There were many different ways that Jazz musicians scraped by in NYC. Here are some of the ways that I saw when I was living there.

  • The Trust-fund baby- How do all those Avant-Garde downtown hipsters make ends meet by playing at the Knitting Factory? You'd be surprised how many have trust funds.
  • The Club Date Band Whore- Club dates are gigs that pay $150-300 where you have to play every shitty popular song from almost eight decades of pop music. Better learn Chatanooga-choo-choo and the horn backgrounds to Boogie-oogie-oogie.
  • The Weed dealer- The prices are high in NYC and so are the musicians!
  • The Boston commuter- No kidding, cats commute all the way to Beantown just to teach at a rat infested music school.
  • The Atlantic City suspender & straw hat wearer- Atlantic City is an abomination and so are the gigs there.
  • The Black-tie Cater Waiter- Most of the actors and actresses in town work for caterers but quite a few musicians do too. This is actually how I made ends meet. The advantages to this type of job are of course the gourmet food and the fact that you can pick your own hours each week.
  • The Successful Jazz musician- These are the guys who have record deals and are actually making their money playing Jazz. What folks don't realize is that they are hardly ever in New York at all. They must do road gigs most of the year to meet their NYC expenses.
  • Husband of a doctor/stock broker/lawyer etc.- This category is probably no surprise to anyone.
  • Catskills Cats- These guys are gone for months at a time playing Jewish resorts in the Catskills. These gigs are a cross between a Bar Mitzvah and a 40's dance band.
  • The Broadway show musician- Can you play every woodwind ever invented? I didn't think so.

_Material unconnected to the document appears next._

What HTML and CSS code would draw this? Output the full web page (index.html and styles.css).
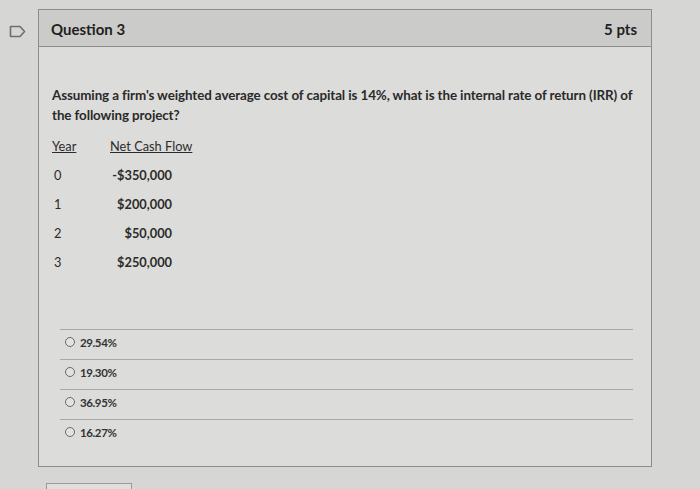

I never met any musicians that made their living doing studio work. The truth is there isn't a ton of studio work anymore and the work there is has been locked up by a few cats. I would suggest that anyone moving to NYC to play music save at least ten thousand dollars before moving. Also consider living in Jersey City, it's closer and cheaper than many parts of Brooklyn
or Queens. I do miss living in the Jazz capital of the world at times, but I just remind myself what the weather and the general quality of life is like there. I usually get over it pretty fast.

Concerning sessions in NYC-
There are many jam sessions at clubs in NYC. When I first got there I attended many of these. I played sessions at clubs like Blue Note, Birdland, Cleopatra's Needle, Smalls, and St.Nick's pub. Some of these sessions were fun, most were a waste of time and money. You can meet some great players there if you're lucky. At worst, you can end up waiting for hours to play two tunes with a random, and often bad, rhythm section. Usually you're not even warmed up. These two tunes can cost you upwards of thirty dollars after you pay for transportation and buy your (two drink minimum) five dollar beers. If you don't know many already established players you may not have any other choices to get on the scene. I found out, after many five dollars beers, that it is much better to go to a few sessions and find a few players you like and set up sessions at people's houses. You end up getting to play more than two or three tunes and making a better impression because you're playing with a good rhythm section.

Let me add a few positive thoughts about living in NYC-
I think every Jazz player should have the experience of living in New York. It definitely changes the way you think about music. So many players get to the city thinking they're going to take over. As soon as they're there for a few weeks they usually want to 're-evaluate their sound' or just change some things about their playing. There is so much great music there every night of the week. NYC has basically drained all the brightest Jazz talent from the rest of the entire world. The city itself can be overwhelming but it can also feel like a small town. I found the people there, musicians included, to be some of the most open and friendliest
of anywhere I've ever been. This is the exact opposite of the stereotypical NYC resident. They will definitely let you know when they're not happy with you, but they are also extremely helpful. There is work there and you can make a living if you're willing to work hard at it. Don't wait until you feel that you're burning enough to move there. If you want to get better fast it's the best place you can be. Your concept will come together so much faster by being there.
It's not the dangerous and scary city that it once was either. I walked all over Manhattan at every hour of the day and night and never once had any problems there. I think it's because the thugs can't afford to live there any more! The music industry doesn't take musicians very seriously if they don't live in New York City. If all the New York musicians just went home to where they came from there would be tons of great players in just about every city again.

3 comments:

Anonymous said...

i stumbled into your spot last night.
good stuff. it reminded me of my berklee days in mid 90's...the constant search, unquenchable curiosity, analyzing, listening, practicing....
i guess a few years of teaching and sarcastically avoiding b.s. gigs in L.A. jaded me a bit...especially for the last year after my wedding and the subsequent "sabbathical" from music, i feel so out of touch rather than refreshed.
as i am getting back to my practicing routine, i can't help but ask myself the age-old question again...Why bother?

David Valdez said...

L.A. seems to do that to players. GET OUT! One of my best friends just moved there and has been telling just how bad the scene is there. Sound pretty brutal to me.

Bob said...

I’ve checked in on your site a few times now and happened to read the “Life in NYC” article...pretty spot-on! I’ve been living in NYC for almost 5 years now since graduating from Berklee and I am making my entire living from playing and teaching, but it took time. I especially agreed w/ what you said about the jam sessions – what a waste! If there’s one thing that NYC has helped me see, it’s what I don’t want to do and where I don’t want to end up later in life. It’s also been the greatest experience ever, if not the toughest.